SoCal Explorer Partner Highlight: Santa Ana Zoo

The Santa Ana Zoo at Prentice Park encompasses 20 acres of outdoor space in Orange County and is less than one mile from the Santa Ana Metrolink station. The Zoo opened in 1952 and has remained a beloved local destination for over 70 years. Visitors can encounter more than 50 species of animals and plants originating from primarily the Central and South America regions. 

This Zoo is affectionately referred to as “The Home of the 50 Monkeys,” because the original founder Joseph Prentice included a nonnegotiable stipulation in the deed to the property requesting that there be at least 50 monkeys always kept on the premises.  

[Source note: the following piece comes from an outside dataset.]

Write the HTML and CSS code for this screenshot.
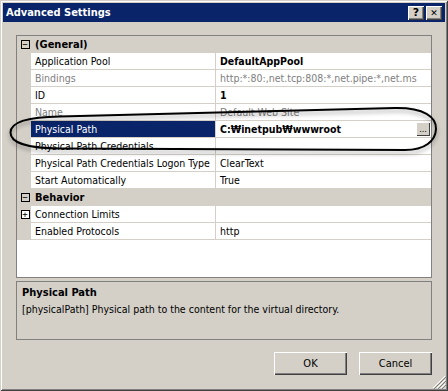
FILE: index.html
```html
<!DOCTYPE html>
<html>
<head>
<title>Advanced Settings</title>
<link rel="stylesheet" href="styles.css">
</head>
<body>
<div class="window">
  <div class="caption">
    <span class="caption-title">Advanced Settings</span>
    <span class="caption-btn">?</span>
    <span class="caption-btn close">&#x2715;</span>
  </div>

  <div class="content">
    <div class="grid">
      <div class="row category">
        <span class="gutter"><span class="toggle">&minus;</span></span>
        <span class="cat-name">(General)</span>
      </div>
      <div class="row">
        <span class="gutter"></span>
        <span class="name">Application Pool</span>
        <span class="value bold">DefaultAppPool</span>
      </div>
      <div class="row">
        <span class="gutter"></span>
        <span class="name disabled">Bindings</span>
        <span class="value disabled">http:*:80:,net.tcp:808:*,net.pipe:*,net.ms</span>
      </div>
      <div class="row">
        <span class="gutter"></span>
        <span class="name">ID</span>
        <span class="value bold">1</span>
      </div>
      <div class="row">
        <span class="gutter"></span>
        <span class="name disabled">Name</span>
        <span class="value disabled">Default Web Site</span>
      </div>
      <div class="row">
        <span class="gutter"></span>
        <span class="name selected">Physical Path</span>
        <span class="value bold">C:&#x20A9;inetpub&#x20A9;wwwroot<span class="dots">...</span></span>
      </div>
      <div class="row">
        <span class="gutter"></span>
        <span class="name">Physical Path Credentials</span>
        <span class="value"></span>
      </div>
      <div class="row">
        <span class="gutter"></span>
        <span class="name">Physical Path Credentials Logon Type</span>
        <span class="value">ClearText</span>
      </div>
      <div class="row">
        <span class="gutter"></span>
        <span class="name">Start Automatically</span>
        <span class="value">True</span>
      </div>
      <div class="row category">
        <span class="gutter"><span class="toggle">&minus;</span></span>
        <span class="cat-name">Behavior</span>
      </div>
      <div class="row">
        <span class="gutter"><span class="toggle">+</span></span>
        <span class="name">Connection Limits</span>
        <span class="value"></span>
      </div>
      <div class="row">
        <span class="gutter"></span>
        <span class="name">Enabled Protocols</span>
        <span class="value">http</span>
      </div>
    </div>

    <div class="help">
      <div class="help-title">Physical Path</div>
      <div>[physicalPath] Physical path to the content for the virtual directory.</div>
    </div>

    <div class="buttons">
      <button class="btn">OK</button>
      <button class="btn">Cancel</button>
    </div>
  </div>

  <svg class="grip" width="14" height="14" viewBox="0 0 14 14">
    <path d="M13 1 L1 13 M13 5 L5 13 M13 9 L9 13" stroke="#fff" stroke-width="1"/>
    <path d="M14 2 L2 14 M14 6 L6 14 M14 10 L10 14" stroke="#808080" stroke-width="1"/>
  </svg>

  <svg class="mark" width="448" height="391" viewBox="0 0 448 391">
    <defs>
      <filter id="shade" x="-10%" y="-50%" width="120%" height="200%">
        <feDropShadow dx="0" dy="3" stdDeviation="2" flood-color="#000" flood-opacity="0.35"/>
      </filter>
    </defs>
    <path d="M60 116.5 L395 108 C424 107.5 436.5 117 436 129 C435.5 141 425 150 405 150 L60 148.5 C26 148.5 10.5 142 10.5 132.5 C10.5 123 26 117 60 116.5 Z"
          fill="none" stroke="#000" stroke-width="2" filter="url(#shade)"/>
  </svg>
</div>
</body>
</html>
```

FILE: styles.css
```css
body {
    margin: 0;
    background-color: #d4d0c8;
    font-family: "DejaVu Sans Condensed", "DejaVu Sans", sans-serif;
    font-size: 10.5px;
    color: #000;
}

.window {
    position: relative;
    width: 448px;
    height: 391px;
    box-sizing: border-box;
    background-color: #d4d0c8;
    box-shadow: inset 1px 1px #d4d0c8, inset -1px -1px #404040, inset 2px 2px #fff, inset -2px -2px #808080;
    padding: 3px;
}

.caption {
    height: 19px;
    background-color: #0a246a;
    display: flex;
    align-items: center;
    padding: 0 3px 0 3px;
}

.caption-title {
    flex: 1;
    color: #fff;
    font-weight: bold;
    font-size: 11px;
}

.caption-btn {
    width: 16px;
    height: 14px;
    box-sizing: border-box;
    background-color: #d4d0c8;
    box-shadow: inset 1px 1px #fff, inset -1px -1px #404040, inset -2px -2px #808080;
    font-weight: bold;
    font-size: 11px;
    line-height: 14px;
    text-align: center;
    font-family: "DejaVu Sans", sans-serif;
}

.close {
    margin-left: 2px;
    font-size: 9px;
}

.content {
    padding: 13px 13px 0 13px;
}

.grid {
    height: 243px;
    box-sizing: border-box;
    border: 1px solid #808080;
    background-color: #fff;
}

.row {
    display: grid;
    grid-template-columns: 14px 185px 1fr;
    height: 17px;
}

.gutter {
    background-color: #d4d0c8;
    display: flex;
    align-items: center;
    justify-content: center;
}

.toggle {
    width: 9px;
    height: 9px;
    box-sizing: border-box;
    border: 1px solid #000;
    background-color: #fff;
    font-family: "DejaVu Sans Mono", monospace;
    font-size: 9px;
    line-height: 7px;
    text-align: center;
    margin-left: 2px;
}

.category .toggle {
    background-color: #d4d0c8;
}

.category {
    background-color: #d4d0c8;
}

.cat-name {
    grid-column: 2 / 4;
    font-weight: bold;
    font-size: 11px;
    padding-left: 4px;
    line-height: 17px;
}

.name,
.value {
    border-bottom: 1px solid #d4d0c8;
    line-height: 16px;
    white-space: nowrap;
    overflow: hidden;
    padding-left: 4px;
}

.name {
    border-right: 1px solid #d4d0c8;
}

.value {
    position: relative;
    padding-left: 4px;
}

.bold {
    font-weight: bold;
}

.disabled {
    color: #808080;
}

.selected {
    background-color: #0a246a;
    color: #fff;
}

.dots {
    position: absolute;
    right: 1px;
    top: 1px;
    width: 14px;
    height: 14px;
    box-sizing: border-box;
    background-color: #d4d0c8;
    box-shadow: inset 1px 1px #fff, inset -1px -1px #404040;
    font-weight: normal;
    font-size: 9px;
    line-height: 14px;
    text-align: center;
}

.help {
    margin-top: 3px;
    height: 59px;
    box-sizing: border-box;
    border: 1px solid #808080;
    padding: 3px 5px;
    line-height: 16px;
}

.help-title {
    font-weight: bold;
    font-size: 11px;
}

.buttons {
    display: flex;
    justify-content: flex-end;
    gap: 12px;
    margin-top: 12px;
}

.btn {
    width: 73px;
    height: 23px;
    background-color: #d4d0c8;
    border: none;
    box-shadow: inset 1px 1px #fff, inset -1px -1px #404040, inset -2px -2px #808080;
    font-family: "DejaVu Sans Condensed", "DejaVu Sans", sans-serif;
    font-size: 11px;
    color: #000;
    padding: 0;
}

.grip {
    position: absolute;
    right: 2px;
    bottom: 2px;
}

.mark {
    position: absolute;
    left: 0;
    top: 0;
    pointer-events: none;
}
```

In addition to the primates, there’s also a rain forest exhibit, a walk-through aviary, train rides, a “conservation carrousel,” and an educational amphitheater.  

The park traditionally hosts special events to engage the community such as “Boo at the Zoo,” around Halloween, and an annual Earth Day “Party for the Planet” event each April.  Metrolink spoke with Santa Ana Zoo Manager Ethan Fisher about the Zoo’s history, and for the insider details on the dozens of types of monkeys.  

Community Connections 

“A favorite part of the Zoo for me is its ability to connect people with nature,” said Fisher. “As Orange County has urbanized so much, we get removed from nature. We’re a little oasis in the middle of the city.”  

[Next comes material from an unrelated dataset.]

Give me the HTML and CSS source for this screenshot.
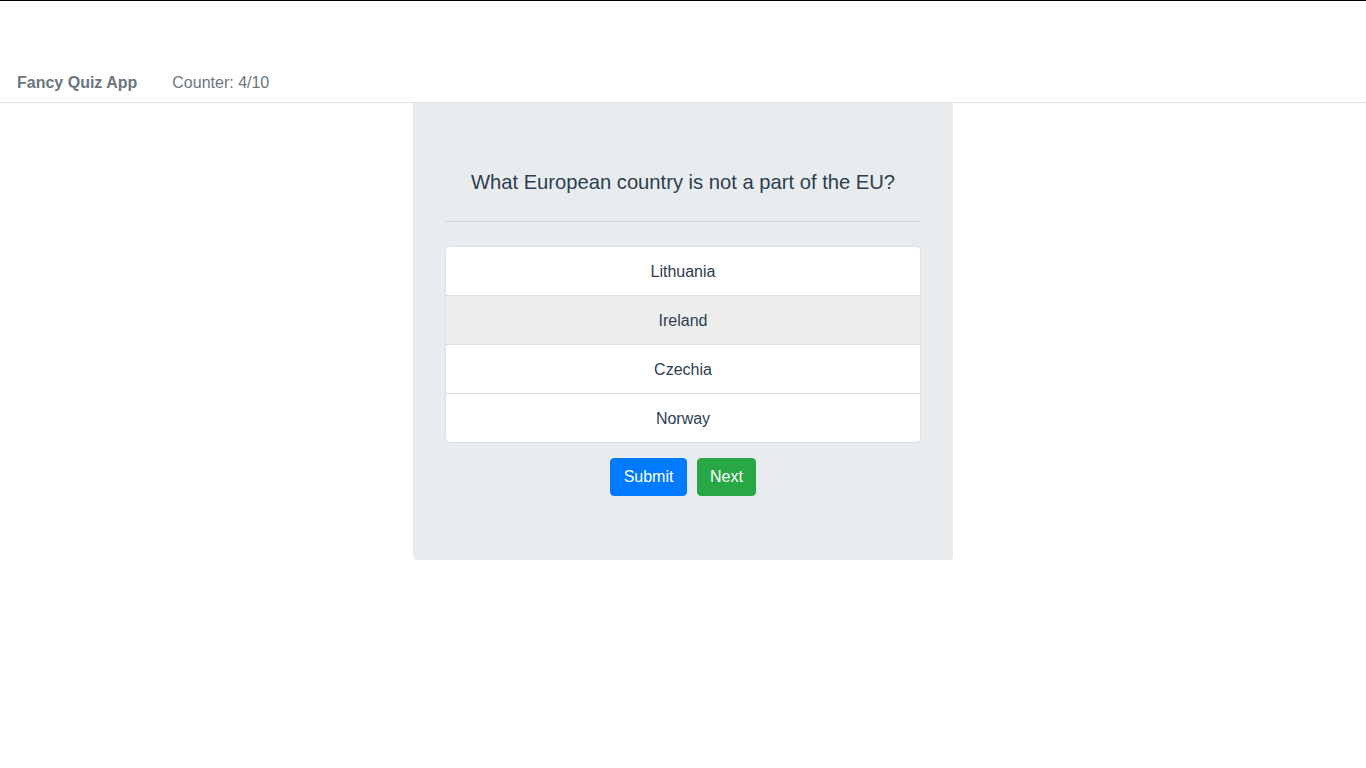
FILE: index.html
```html
<!DOCTYPE html>
<html lang="en">
<head>
<meta charset="utf-8">
<title>Fancy Quiz App</title>
<link rel="stylesheet" href="styles.css">
</head>
<body>
<div class="topline"></div>
<nav class="navbar">
  <span class="brand">Fancy Quiz App</span>
  <span class="counter">Counter: 4/10</span>
</nav>
<main class="container">
  <section class="jumbotron">
    <p class="question">What European country is not a part of the EU?</p>
    <hr class="divider">
    <ul class="answers">
      <li class="answer">Lithuania</li>
      <li class="answer selected">Ireland</li>
      <li class="answer">Czechia</li>
      <li class="answer">Norway</li>
    </ul>
    <div class="actions">
      <button class="btn btn-primary">Submit</button>
      <button class="btn btn-success">Next</button>
    </div>
  </section>
</main>
</body>
</html>
```
FILE: styles.css
```css
* { box-sizing: border-box; }
html, body {
  margin: 0;
  padding: 0;
  background: #fff;
  font-family: "Liberation Sans", Arial, sans-serif;
  font-size: 16px;
  line-height: 1.5;
  color: #2c3e50;
}
.topline {
  height: 1px;
  background: #000;
}
.navbar {
  display: flex;
  align-items: flex-end;
  height: 102px;
  padding: 0 17px 7px;
  border-bottom: 1px solid #dee2e6;
}
.brand {
  font-weight: bold;
  color: #6c757d;
  margin-right: 35px;
}
.counter {
  color: #6c757d;
}
.container {
  display: flex;
  justify-content: center;
}
.jumbotron {
  width: 540px;
  background: #e9ecef;
  border-radius: 0 0 4px 4px;
  padding: 64px 32px 64px;
}
.question {
  margin: 0;
  font-size: 20.2px;
  line-height: 30px;
  text-align: center;
  color: #2c3e50;
}
.divider {
  margin: 24px 0;
  border: 0;
  border-top: 1px solid #d3d6d9;
}
.answers {
  list-style: none;
  margin: 0;
  padding: 0;
  background: #fff;
  border: 1px solid #dfdfdf;
  border-radius: 4px;
  overflow: hidden;
}
.answer {
  padding: 13px 20px 11px;
  height: 49px;
  text-align: center;
  border-top: 1px solid #dfdfdf;
  color: #2c3e50;
}
.answer:first-child {
  border-top: 0;
  height: 48px;
}
.answer.selected {
  background: #ededed;
}
.actions {
  display: flex;
  justify-content: center;
  gap: 10px;
  margin-top: 15px;
}
.btn {
  font-family: inherit;
  font-size: 16px;
  line-height: 24px;
  padding: 6px 12px;
  border: 1px solid transparent;
  border-radius: 4px;
  color: #fff;
}
.btn-primary { background: #007bff; border-color: #007bff; padding: 6px 12.5px; }
.btn-success { background: #28a745; border-color: #28a745; }
```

The Zoo is a welcoming environment for visitors of all ages and backgrounds to learn about nature.  

“We’re a great destination for families, especially families with small children,” he said. “We’re a great ‘first zoo’ to take a young child to – but that’s not to say the Zoo isn’t well-suited for everyone else! It’s a beautiful place to come and see all of the animals and learn.” 

Fisher’s team is always seeking out new ways to engage the community and create new exhibits for guests to enjoy.  

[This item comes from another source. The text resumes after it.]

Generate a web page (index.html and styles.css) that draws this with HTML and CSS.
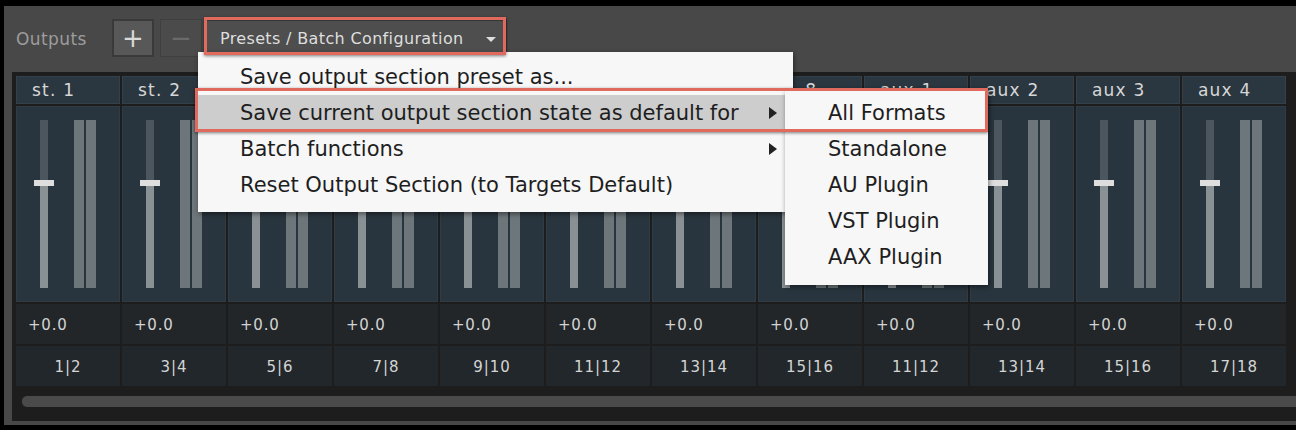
FILE: index.html
```html
<!DOCTYPE html>
<html lang="en">
<head>
    <meta charset="UTF-8">
    <meta name="viewport" content="width=device-width, initial-scale=1.0">
    <title>Outputs</title>
    <link rel="stylesheet" href="styles.css">
</head>
<body>
    <div class="window">
        <div class="panel">
            <div class="toolbar">
                <span class="toolbarLabel">Outputs</span>
                <div class="toolButton add">+</div>
                <div class="toolButton remove">&minus;</div>
                <div class="dropdown">Presets / Batch Configuration <span class="caret"></span></div>
            </div>

            <div class="mixer">
                <div class="strips">
                    <div class="strip">
                        <div class="stripName">st. 1</div>
                        <div class="stripBody">
                            <div class="fader"><div class="faderTop"></div><div class="faderCap"></div><div class="faderBottom"></div></div>
                            <div class="meters"><span></span><span></span></div>
                        </div>
                        <div class="stripLevel">+0.0</div>
                        <div class="stripChannels">1|2</div>
                    </div>
                    <div class="strip">
                        <div class="stripName">st. 2</div>
                        <div class="stripBody">
                            <div class="fader"><div class="faderTop"></div><div class="faderCap"></div><div class="faderBottom"></div></div>
                            <div class="meters"><span></span><span></span></div>
                        </div>
                        <div class="stripLevel">+0.0</div>
                        <div class="stripChannels">3|4</div>
                    </div>
                    <div class="strip">
                        <div class="stripName">st. 3</div>
                        <div class="stripBody">
                            <div class="fader"><div class="faderTop"></div><div class="faderCap"></div><div class="faderBottom"></div></div>
                            <div class="meters"><span></span><span></span></div>
                        </div>
                        <div class="stripLevel">+0.0</div>
                        <div class="stripChannels">5|6</div>
                    </div>
                    <div class="strip">
                        <div class="stripName">st. 4</div>
                        <div class="stripBody">
                            <div class="fader"><div class="faderTop"></div><div class="faderCap"></div><div class="faderBottom"></div></div>
                            <div class="meters"><span></span><span></span></div>
                        </div>
                        <div class="stripLevel">+0.0</div>
                        <div class="stripChannels">7|8</div>
                    </div>
                    <div class="strip">
                        <div class="stripName">st. 5</div>
                        <div class="stripBody">
                            <div class="fader"><div class="faderTop"></div><div class="faderCap"></div><div class="faderBottom"></div></div>
                            <div class="meters"><span></span><span></span></div>
                        </div>
                        <div class="stripLevel">+0.0</div>
                        <div class="stripChannels">9|10</div>
                    </div>
                    <div class="strip">
                        <div class="stripName">st. 6</div>
                        <div class="stripBody">
                            <div class="fader"><div class="faderTop"></div><div class="faderCap"></div><div class="faderBottom"></div></div>
                            <div class="meters"><span></span><span></span></div>
                        </div>
                        <div class="stripLevel">+0.0</div>
                        <div class="stripChannels">11|12</div>
                    </div>
                    <div class="strip">
                        <div class="stripName">st. 7</div>
                        <div class="stripBody">
                            <div class="fader"><div class="faderTop"></div><div class="faderCap"></div><div class="faderBottom"></div></div>
                            <div class="meters"><span></span><span></span></div>
                        </div>
                        <div class="stripLevel">+0.0</div>
                        <div class="stripChannels">13|14</div>
                    </div>
                    <div class="strip">
                        <div class="stripName">st. 8</div>
                        <div class="stripBody">
                            <div class="fader"><div class="faderTop"></div><div class="faderCap"></div><div class="faderBottom"></div></div>
                            <div class="meters"><span></span><span></span></div>
                        </div>
                        <div class="stripLevel">+0.0</div>
                        <div class="stripChannels">15|16</div>
                    </div>
                    <div class="strip">
                        <div class="stripName">aux 1</div>
                        <div class="stripBody">
                            <div class="fader"><div class="faderTop"></div><div class="faderCap"></div><div class="faderBottom"></div></div>
                            <div class="meters"><span></span><span></span></div>
                        </div>
                        <div class="stripLevel">+0.0</div>
                        <div class="stripChannels">11|12</div>
                    </div>
                    <div class="strip">
                        <div class="stripName">aux 2</div>
                        <div class="stripBody">
                            <div class="fader"><div class="faderTop"></div><div class="faderCap"></div><div class="faderBottom"></div></div>
                            <div class="meters"><span></span><span></span></div>
                        </div>
                        <div class="stripLevel">+0.0</div>
                        <div class="stripChannels">13|14</div>
                    </div>
                    <div class="strip">
                        <div class="stripName">aux 3</div>
                        <div class="stripBody">
                            <div class="fader"><div class="faderTop"></div><div class="faderCap"></div><div class="faderBottom"></div></div>
                            <div class="meters"><span></span><span></span></div>
                        </div>
                        <div class="stripLevel">+0.0</div>
                        <div class="stripChannels">15|16</div>
                    </div>
                    <div class="strip">
                        <div class="stripName">aux 4</div>
                        <div class="stripBody">
                            <div class="fader"><div class="faderTop"></div><div class="faderCap"></div><div class="faderBottom"></div></div>
                            <div class="meters"><span></span><span></span></div>
                        </div>
                        <div class="stripLevel">+0.0</div>
                        <div class="stripChannels">17|18</div>
                    </div>
                </div>
                <div class="scrollbar"><div class="scrollThumb"></div></div>
            </div>
        </div>

        <!-- popup menu opened from the presets dropdown -->
        <div class="menu">
            <div class="menuItem">Save output section preset as...</div>
            <div class="menuItem active">Save current output section state as default for <span class="arrow"></span></div>
            <div class="menuItem">Batch functions <span class="arrow"></span></div>
            <div class="menuItem">Reset Output Section (to Targets Default)</div>
        </div>
        <div class="submenu">
            <div class="menuItem">All Formats</div>
            <div class="menuItem">Standalone</div>
            <div class="menuItem">AU Plugin</div>
            <div class="menuItem">VST Plugin</div>
            <div class="menuItem">AAX Plugin</div>
        </div>

        <!-- callout frames -->
        <div class="callout calloutDropdown"></div>
        <div class="callout calloutMenu"></div>
    </div>
</body>
</html>
```

FILE: styles.css
```css
body {
    margin: 0;
    background-color: #000;
    font-family: "DejaVu Sans", sans-serif;
}
.window {
    position: relative;
    width: 1296px;
    height: 430px;
    overflow: hidden;
    padding-top: 6px;
    box-sizing: border-box;
}
.panel {
    margin-left: 4px;
    height: 419px;
    background-color: #484848;
    display: flex;
    flex-direction: column;
}

/* toolbar */
.toolbar {
    height: 66px;
    display: flex;
    align-items: center;
    padding-left: 12px;
    padding-bottom: 2px;
    box-sizing: border-box;
}
.toolbarLabel {
    color: #9c9c9c;
    font-size: 17px;
    letter-spacing: 0.4px;
    width: 96px;
    margin-top: 2px;
}
.toolButton {
    width: 42px;
    height: 38px;
    box-sizing: border-box;
    display: flex;
    align-items: center;
    justify-content: center;
    font-size: 26px;
    line-height: 1;
}
.toolButton.add {
    background-color: #585858;
    border: 2px solid #3a3a3a;
    color: #d8d8d8;
}
.toolButton.remove {
    margin-left: 6px;
    background-color: #4b4b4b;
    border: 1px solid #404040;
    color: #6a6a6a;
}
.dropdown {
    margin-left: 3px;
    width: 302px;
    height: 38px;
    box-sizing: border-box;
    border: 2px solid #353535;
    background-color: #4e4e4e;
    color: #dedede;
    font-size: 16px;
    letter-spacing: 0.35px;
    display: flex;
    align-items: center;
    padding-left: 13px;
}
.caret {
    margin-left: 22px;
    width: 0;
    height: 0;
    border-left: 5px solid transparent;
    border-right: 5px solid transparent;
    border-top: 5px solid #dedede;
    margin-top: 3px;
}

/* mixer area */
.mixer {
    margin-left: 8px;
    flex: 1;
    background-color: #1d1d1d;
    padding: 4px 0 0 4px;
    margin-bottom: 4px;
}
.strips {
    display: flex;
    gap: 2px;
}
.strip {
    width: 104px;
    display: flex;
    flex-direction: column;
    gap: 2px;
    flex-shrink: 0;
}
.stripName {
    height: 28px;
    box-sizing: border-box;
    background-color: #2b3740;
    border: 1px solid #34404a;
    color: #d6d6d6;
    font-size: 17px;
    letter-spacing: 1.2px;
    padding-left: 15px;
    line-height: 26px;
}
.stripBody {
    height: 196px;
    box-sizing: border-box;
    background-color: #29353e;
    border: 1px solid #303c45;
    display: flex;
    padding: 13px 0 0 17px;
    gap: 20px;
}
.fader {
    width: 20px;
    display: flex;
    flex-direction: column;
    align-items: center;
}
.faderTop {
    width: 8px;
    height: 60px;
    background-color: #4b565f;
}
.faderCap {
    width: 20px;
    height: 6px;
    background-color: #dedede;
}
.faderBottom {
    width: 8px;
    height: 102px;
    background-color: #8a9195;
}
.meters {
    display: flex;
    gap: 2px;
}
.meters span {
    width: 10px;
    height: 168px;
    background-color: #6d767a;
}
.stripLevel {
    height: 40px;
    background-color: #222629;
    color: #d4d4d4;
    font-size: 15px;
    letter-spacing: 0.8px;
    line-height: 42px;
    padding-left: 12px;
}
.stripChannels {
    height: 40px;
    background-color: #22272b;
    color: #d4d4d4;
    font-size: 15px;
    letter-spacing: 1px;
    line-height: 42px;
    text-align: center;
}
.scrollbar {
    margin-top: 10px;
    padding-left: 6px;
}
.scrollThumb {
    height: 11px;
    background-color: #4a4a4a;
    border-radius: 5px 0 0 5px;
}

/* popup menu */
.menu, .submenu {
    position: absolute;
    background-color: #f7f7f7;
    color: #1e1e1e;
    font-size: 21px;
    box-shadow: 1px 2px 5px rgba(0, 0, 0, 0.45);
}
.menu {
    left: 198px;
    top: 52px;
    width: 595px;
    padding: 7px 0 9px 0;
}
.submenu {
    left: 785px;
    top: 90px;
    width: 203px;
    padding: 5px 0 10px 0;
}
.menuItem {
    height: 36px;
    line-height: 36px;
    padding-left: 42px;
    position: relative;
    white-space: nowrap;
}
.submenu .menuItem {
    padding-left: 43px;
}
.menuItem.active {
    background-color: #cdcdcd;
}
.arrow {
    position: absolute;
    left: 571px;
    top: 12px;
    width: 0;
    height: 0;
    border-top: 6px solid transparent;
    border-bottom: 6px solid transparent;
    border-left: 8px solid #222;
}

/* red callout frames */
.callout {
    position: absolute;
    border: 3px solid #e06a5e;
    box-shadow: 0 1px 3px rgba(0, 0, 0, 0.5);
}
.calloutDropdown {
    left: 204px;
    top: 17px;
    width: 296px;
    height: 32px;
}
.calloutMenu {
    left: 195px;
    top: 88px;
    width: 787px;
    height: 38px;
}
```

“We have a program called ‘Community Connections’ which is specifically geared toward Santa Ana residents, and it’s designed to provide kids with access to the Zoo and encourage an interest in the sciences.” he said. 

Monkey Business 

Fisher dives deeper into the origins of the Zoo’s most notorious long-time residents – and humans’ closest animal relatives – the lemurs, lorises, tarsiers, monkeys and apes. 

“The monkeys are an especially large part of the Zoo’s story,” said Fisher. “The original stipulation in the deed for the Zoo said that ‘50 monkeys must be on-site at the Zoo at all times.’ [Therefore,] we have a great variety of primates over here.”   

But those who aren’t a fan of monkeys need not fret – there are still plenty of other animals to swing by and visit.  

“We have about 250 animals on-site, which includes a variety of monkeys, birds, a farm area, and one of my favorites as a UCI graduate is our giant anteaters,” said Fisher. “We’re [always] working on new exhibits for construction.” 

“It’s a beautiful place to come and see all of the animals and learn about nature.” 

Catching the “Zoo” Bug(s) 

Fisher like many of his colleagues first started working at the Zoo as a volunteer. “I fell in love with the place,” he recalled.  

Many of the locals and loyal visitors feel the same way. Fisher is proud to share that the Zoo is normally always boasting a sizable volunteer base of students, retirees, and locals who want to give back to the community. 

“There are a lot of kids that come here when they’re little and will often come back every year to Zoo Camp ,” he said. “Even some of the staff started as volunteers, and they’re now pursuing college programs and master’s degrees – so we’re spreading science awareness and encouraging people to go into that field.” 

Money See, Monkey Do 

Santa Ana Zoo hours are currently 10 a.m. – 5 p.m. Wednesday – Sunday, closed Mondays and Tuesdays. Tickets cost $12 per adult, $9 per child and $9 per senior. 

When SoCal Explorers take the train to the zoo and show their loyalty card or same day Metrolink ticket, they’ll get a free child’s admission with paid adult admission (up to 8 admissions).